*What you have to do:*
Skip the pictures and quote all of the lines exactly.
-- begin --
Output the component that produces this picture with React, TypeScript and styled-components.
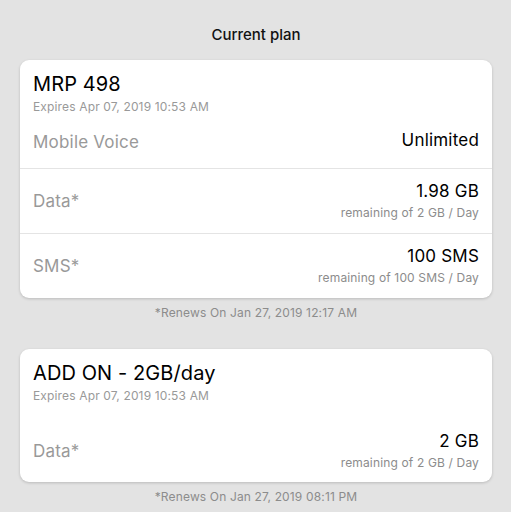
import styled, { createGlobalStyle } from "styled-components";

const GlobalStyle = createGlobalStyle`
  html, body {
    margin: 0;
    padding: 0;
    background: #e3e3e3;
  }
  body {
    font-family: Inter, "Liberation Sans", Arial, sans-serif;
    -webkit-font-smoothing: antialiased;
  }
`;

type Usage = {
  label: string;
  value: string;
  sub?: string;
};

type Plan = {
  name: string;
  expires: string;
  renews: string;
  rows: Usage[];
  spacer?: boolean;
};

const plans: Plan[] = [
  {
    name: "MRP 498",
    expires: "Expires Apr 07, 2019 10:53 AM",
    renews: "*Renews On Jan 27, 2019 12:17 AM",
    rows: [
      { label: "Mobile Voice", value: "Unlimited" },
      { label: "Data*", value: "1.98 GB", sub: "remaining of 2 GB / Day" },
      { label: "SMS*", value: "100 SMS", sub: "remaining of 100 SMS / Day" },
    ],
  },
  {
    name: "ADD ON - 2GB/day",
    expires: "Expires Apr 07, 2019 10:53 AM",
    renews: "*Renews On Jan 27, 2019 08:11 PM",
    spacer: true,
    rows: [{ label: "Data*", value: "2 GB", sub: "remaining of 2 GB / Day" }],
  },
];

function App() {
  return (
    <Page>
      <GlobalStyle />
      <Heading>Current plan</Heading>
      {plans.map((plan) => (
        <Section key={plan.name}>
          <Card>
            <CardHeader>
              <PlanName>{plan.name}</PlanName>
              <Expires>{plan.expires}</Expires>
            </CardHeader>
            {plan.rows.map((row, i) => (
              <Row key={row.label} $first={i === 0} $spacer={plan.spacer}>
                <Label>{row.label}</Label>
                <Values>
                  <Value $single={!row.sub}>{row.value}</Value>
                  {row.sub && <Sub>{row.sub}</Sub>}
                </Values>
              </Row>
            ))}
          </Card>
          <Renews>{plan.renews}</Renews>
        </Section>
      ))}
    </Page>
  );
}

export default App;

const Page = styled.div`
  width: 511px;
  height: 512px;
  overflow: hidden;
  box-sizing: border-box;
  padding: 25px 19px 0 20px;
  display: flex;
  flex-direction: column;
`;

const Heading = styled.div`
  text-align: center;
  font-size: 15px;
  line-height: 20px;
  font-weight: 500;
  color: #111;
  margin-bottom: 15px;
`;

const Section = styled.div`
  display: flex;
  flex-direction: column;
  margin-bottom: 28px;
`;

const Card = styled.div`
  background: #fff;
  border-radius: 9px;
  box-shadow: 0 1px 3px rgba(0, 0, 0, 0.18);
  display: flex;
  flex-direction: column;
`;

const CardHeader = styled.div`
  padding: 12px 13px 0;
  display: flex;
  flex-direction: column;
  gap: 3px;
`;

const PlanName = styled.div`
  font-size: 20px;
  line-height: 24px;
  color: #000;
  letter-spacing: 0.1px;
`;

const Expires = styled.div`
  font-size: 12px;
  line-height: 16px;
  color: #999;
  letter-spacing: 0.15px;
`;

const Row = styled.div<{ $first?: boolean; $spacer?: boolean }>`
  display: flex;
  align-items: center;
  justify-content: space-between;
  padding: ${(p) => (p.$spacer ? "27px 13px 11px" : "12px 13px")};
  min-height: ${(p) => (p.$first && !p.$spacer ? "29px" : "40px")};
  border-top: ${(p) => (p.$first ? "none" : "1px solid #e4e4e4")};
`;

const Label = styled.div`
  font-size: 17px;
  line-height: 20px;
  color: #999;
  letter-spacing: 0.2px;
`;

const Values = styled.div`
  display: flex;
  flex-direction: column;
  align-items: flex-end;
  gap: 3px;
`;

const Value = styled.div<{ $single?: boolean }>`
  font-size: 17px;
  line-height: 20px;
  color: #000;
  letter-spacing: 0.2px;
  margin-top: ${(p) => (p.$single ? "-3px" : "0")};
`;

const Sub = styled.div`
  font-size: 12px;
  line-height: 17px;
  color: #8c8c8c;
  letter-spacing: 0.15px;
`;

const Renews = styled.div`
  text-align: center;
  font-size: 12px;
  line-height: 16px;
  color: #8c8c8c;
  letter-spacing: 0.15px;
  margin-top: 7px;
`;
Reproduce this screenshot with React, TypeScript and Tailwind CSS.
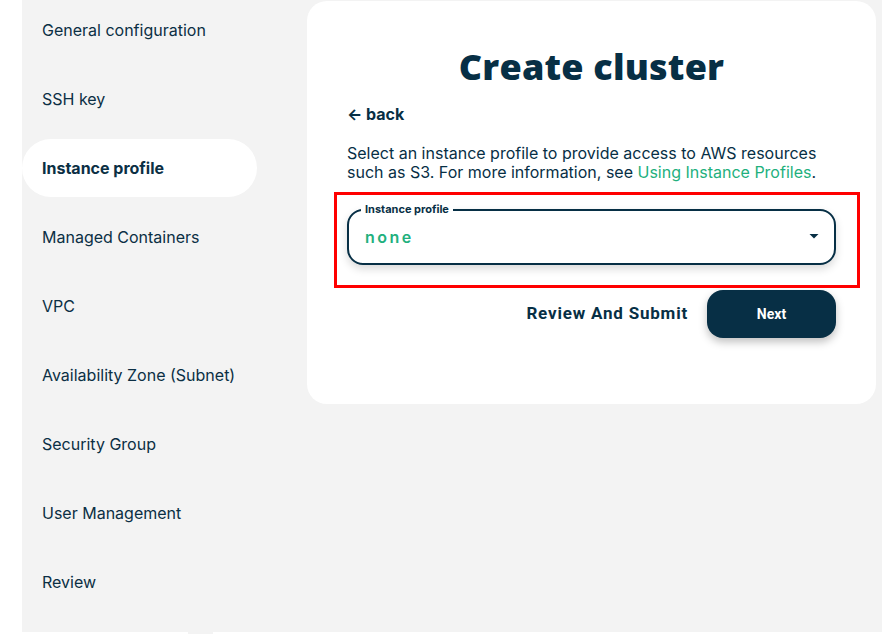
import React from "react";

const items = [
  "General configuration",
  "SSH key",
  "Instance profile",
  "Managed Containers",
  "VPC",
  "Availability Zone (Subnet)",
  "Security Group",
  "User Management",
  "Review",
];

export default function App() {
  return (
    <div className="w-[882px] h-[638px] bg-white overflow-hidden" style={{ fontFamily: "Inter, 'Noto Sans', sans-serif" }}>
      <div className="ml-[22px] h-[632px] bg-[#f3f3f3] flex">
        <div className="w-[285px] flex flex-col gap-[11px] pt-[1px]">
          {items.map((it) => (
            <div
              key={it}
              className={
                "h-[58px] w-[235px] rounded-full px-5 flex items-center text-[16px] text-[#0b2f44] " +
                (it === "Instance profile" ? "bg-white font-bold" : "")
              }
            >
              {it}
            </div>
          ))}
        </div>
        <div className="mt-[1px] w-[569px] h-[403px] bg-white rounded-[20px] px-[40px] flex flex-col">
          <h1
            className="text-center text-[36px] text-[#072f45] mt-[41px] leading-[50px] tracking-[0.2px]"
            style={{ fontFamily: "'Open Sans', sans-serif", fontWeight: 800 }}
          >
            Create cluster
          </h1>
          <div className="mt-[12px] text-[16px] font-bold text-[#072f45] leading-[20px]">← back</div>
          <p className="mt-[20px] text-[16px] leading-[19px] text-[#072f45]">
            Select an instance profile to provide access to AWS resources such as S3. For more information, see{" "}
            <span className="text-[#22b07d]">Using Instance Profiles</span>.
          </p>
          <div className="relative mt-[27px] h-[56px] rounded-[16px] border-2 border-[#072f45] shadow-[0_4px_8px_rgba(0,0,0,0.15)] flex items-center pl-[16px] pr-[12px]">
            <div className="absolute left-[-15px] top-[-19px] w-[526px] h-[96px] border-[3px] border-[#ff0000]" />
            <span className="absolute left-[12px] top-[-9px] bg-white px-[4px] text-[11px] font-bold text-[#072f45] leading-[14px]">
              Instance profile
            </span>
            <span className="flex-1 text-[16px] font-semibold text-[#22b07d] tracking-[2.5px]">none</span>
            <svg width="12" height="6" viewBox="0 0 12 6" className="mr-[2px]">
              <path d="M0 0 L12 0 L6 6 Z" fill="#072f45" transform="translate(1.5,0) scale(0.75)" />
            </svg>
          </div>
          <div className="mt-[25px] flex items-center justify-end gap-[19px]">
            <span className="text-[17px] font-bold text-[#072f45] tracking-[0.8px]" style={{ fontFamily: "Roboto, sans-serif" }}>
              Review And Submit
            </span>
            <button
              className="w-[129px] h-[48px] rounded-[16px] bg-[#072f45] text-white text-[14px] font-bold shadow-[0_4px_8px_rgba(0,0,0,0.25)]"
              style={{ fontFamily: "Roboto, sans-serif" }}
            >
              Next
            </button>
          </div>
        </div>
      </div>
      <div className="ml-[188px] w-[25px] h-[2px] bg-[#f3f3f3]" />
    </div>
  );
}
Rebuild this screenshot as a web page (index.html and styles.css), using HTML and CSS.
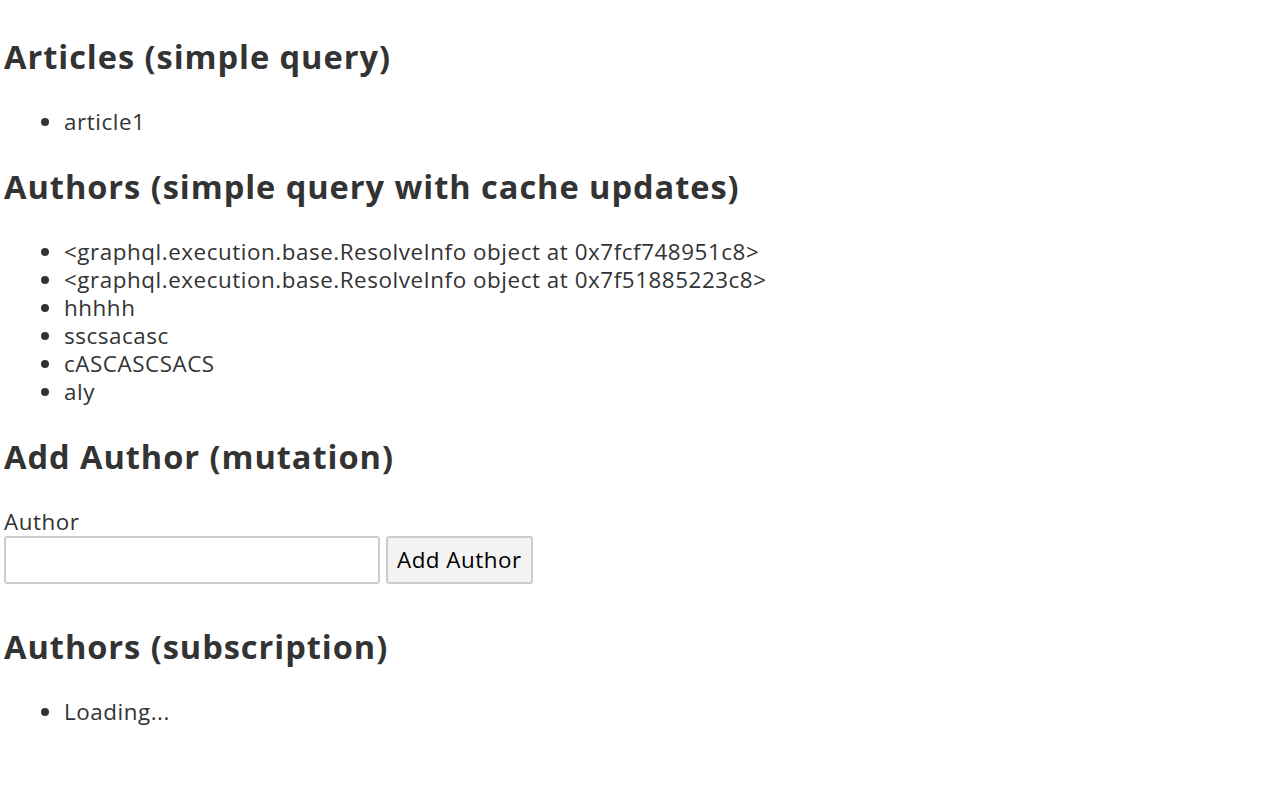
-- end --
*Exercise answer:*
Output the component that produces this picture with React, TypeScript and styled-components.
import styled, { createGlobalStyle } from "styled-components";

const GlobalStyle = createGlobalStyle`
  html, body {
    margin: 0;
    padding: 0;
    background: #e3e3e3;
  }
  body {
    font-family: Inter, "Liberation Sans", Arial, sans-serif;
    -webkit-font-smoothing: antialiased;
  }
`;

type Usage = {
  label: string;
  value: string;
  sub?: string;
};

type Plan = {
  name: string;
  expires: string;
  renews: string;
  rows: Usage[];
  spacer?: boolean;
};

const plans: Plan[] = [
  {
    name: "MRP 498",
    expires: "Expires Apr 07, 2019 10:53 AM",
    renews: "*Renews On Jan 27, 2019 12:17 AM",
    rows: [
      { label: "Mobile Voice", value: "Unlimited" },
      { label: "Data*", value: "1.98 GB", sub: "remaining of 2 GB / Day" },
      { label: "SMS*", value: "100 SMS", sub: "remaining of 100 SMS / Day" },
    ],
  },
  {
    name: "ADD ON - 2GB/day",
    expires: "Expires Apr 07, 2019 10:53 AM",
    renews: "*Renews On Jan 27, 2019 08:11 PM",
    spacer: true,
    rows: [{ label: "Data*", value: "2 GB", sub: "remaining of 2 GB / Day" }],
  },
];

function App() {
  return (
    <Page>
      <GlobalStyle />
      <Heading>Current plan</Heading>
      {plans.map((plan) => (
        <Section key={plan.name}>
          <Card>
            <CardHeader>
              <PlanName>{plan.name}</PlanName>
              <Expires>{plan.expires}</Expires>
            </CardHeader>
            {plan.rows.map((row, i) => (
              <Row key={row.label} $first={i === 0} $spacer={plan.spacer}>
                <Label>{row.label}</Label>
                <Values>
                  <Value $single={!row.sub}>{row.value}</Value>
                  {row.sub && <Sub>{row.sub}</Sub>}
                </Values>
              </Row>
            ))}
          </Card>
          <Renews>{plan.renews}</Renews>
        </Section>
      ))}
    </Page>
  );
}

export default App;

const Page = styled.div`
  width: 511px;
  height: 512px;
  overflow: hidden;
  box-sizing: border-box;
  padding: 25px 19px 0 20px;
  display: flex;
  flex-direction: column;
`;

const Heading = styled.div`
  text-align: center;
  font-size: 15px;
  line-height: 20px;
  font-weight: 500;
  color: #111;
  margin-bottom: 15px;
`;

const Section = styled.div`
  display: flex;
  flex-direction: column;
  margin-bottom: 28px;
`;

const Card = styled.div`
  background: #fff;
  border-radius: 9px;
  box-shadow: 0 1px 3px rgba(0, 0, 0, 0.18);
  display: flex;
  flex-direction: column;
`;

const CardHeader = styled.div`
  padding: 12px 13px 0;
  display: flex;
  flex-direction: column;
  gap: 3px;
`;

const PlanName = styled.div`
  font-size: 20px;
  line-height: 24px;
  color: #000;
  letter-spacing: 0.1px;
`;

const Expires = styled.div`
  font-size: 12px;
  line-height: 16px;
  color: #999;
  letter-spacing: 0.15px;
`;

const Row = styled.div<{ $first?: boolean; $spacer?: boolean }>`
  display: flex;
  align-items: center;
  justify-content: space-between;
  padding: ${(p) => (p.$spacer ? "27px 13px 11px" : "12px 13px")};
  min-height: ${(p) => (p.$first && !p.$spacer ? "29px" : "40px")};
  border-top: ${(p) => (p.$first ? "none" : "1px solid #e4e4e4")};
`;

const Label = styled.div`
  font-size: 17px;
  line-height: 20px;
  color: #999;
  letter-spacing: 0.2px;
`;

const Values = styled.div`
  display: flex;
  flex-direction: column;
  align-items: flex-end;
  gap: 3px;
`;

const Value = styled.div<{ $single?: boolean }>`
  font-size: 17px;
  line-height: 20px;
  color: #000;
  letter-spacing: 0.2px;
  margin-top: ${(p) => (p.$single ? "-3px" : "0")};
`;

const Sub = styled.div`
  font-size: 12px;
  line-height: 17px;
  color: #8c8c8c;
  letter-spacing: 0.15px;
`;

const Renews = styled.div`
  text-align: center;
  font-size: 12px;
  line-height: 16px;
  color: #8c8c8c;
  letter-spacing: 0.15px;
  margin-top: 7px;
`;
Reproduce this screenshot with React, TypeScript and Tailwind CSS.
import React from "react";

const items = [
  "General configuration",
  "SSH key",
  "Instance profile",
  "Managed Containers",
  "VPC",
  "Availability Zone (Subnet)",
  "Security Group",
  "User Management",
  "Review",
];

export default function App() {
  return (
    <div className="w-[882px] h-[638px] bg-white overflow-hidden" style={{ fontFamily: "Inter, 'Noto Sans', sans-serif" }}>
      <div className="ml-[22px] h-[632px] bg-[#f3f3f3] flex">
        <div className="w-[285px] flex flex-col gap-[11px] pt-[1px]">
          {items.map((it) => (
            <div
              key={it}
              className={
                "h-[58px] w-[235px] rounded-full px-5 flex items-center text-[16px] text-[#0b2f44] " +
                (it === "Instance profile" ? "bg-white font-bold" : "")
              }
            >
              {it}
            </div>
          ))}
        </div>
        <div className="mt-[1px] w-[569px] h-[403px] bg-white rounded-[20px] px-[40px] flex flex-col">
          <h1
            className="text-center text-[36px] text-[#072f45] mt-[41px] leading-[50px] tracking-[0.2px]"
            style={{ fontFamily: "'Open Sans', sans-serif", fontWeight: 800 }}
          >
            Create cluster
          </h1>
          <div className="mt-[12px] text-[16px] font-bold text-[#072f45] leading-[20px]">← back</div>
          <p className="mt-[20px] text-[16px] leading-[19px] text-[#072f45]">
            Select an instance profile to provide access to AWS resources such as S3. For more information, see{" "}
            <span className="text-[#22b07d]">Using Instance Profiles</span>.
          </p>
          <div className="relative mt-[27px] h-[56px] rounded-[16px] border-2 border-[#072f45] shadow-[0_4px_8px_rgba(0,0,0,0.15)] flex items-center pl-[16px] pr-[12px]">
            <div className="absolute left-[-15px] top-[-19px] w-[526px] h-[96px] border-[3px] border-[#ff0000]" />
            <span className="absolute left-[12px] top-[-9px] bg-white px-[4px] text-[11px] font-bold text-[#072f45] leading-[14px]">
              Instance profile
            </span>
            <span className="flex-1 text-[16px] font-semibold text-[#22b07d] tracking-[2.5px]">none</span>
            <svg width="12" height="6" viewBox="0 0 12 6" className="mr-[2px]">
              <path d="M0 0 L12 0 L6 6 Z" fill="#072f45" transform="translate(1.5,0) scale(0.75)" />
            </svg>
          </div>
          <div className="mt-[25px] flex items-center justify-end gap-[19px]">
            <span className="text-[17px] font-bold text-[#072f45] tracking-[0.8px]" style={{ fontFamily: "Roboto, sans-serif" }}>
              Review And Submit
            </span>
            <button
              className="w-[129px] h-[48px] rounded-[16px] bg-[#072f45] text-white text-[14px] font-bold shadow-[0_4px_8px_rgba(0,0,0,0.25)]"
              style={{ fontFamily: "Roboto, sans-serif" }}
            >
              Next
            </button>
          </div>
        </div>
      </div>
      <div className="ml-[188px] w-[25px] h-[2px] bg-[#f3f3f3]" />
    </div>
  );
}
Rebuild this screenshot as a web page (index.html and styles.css), using HTML and CSS.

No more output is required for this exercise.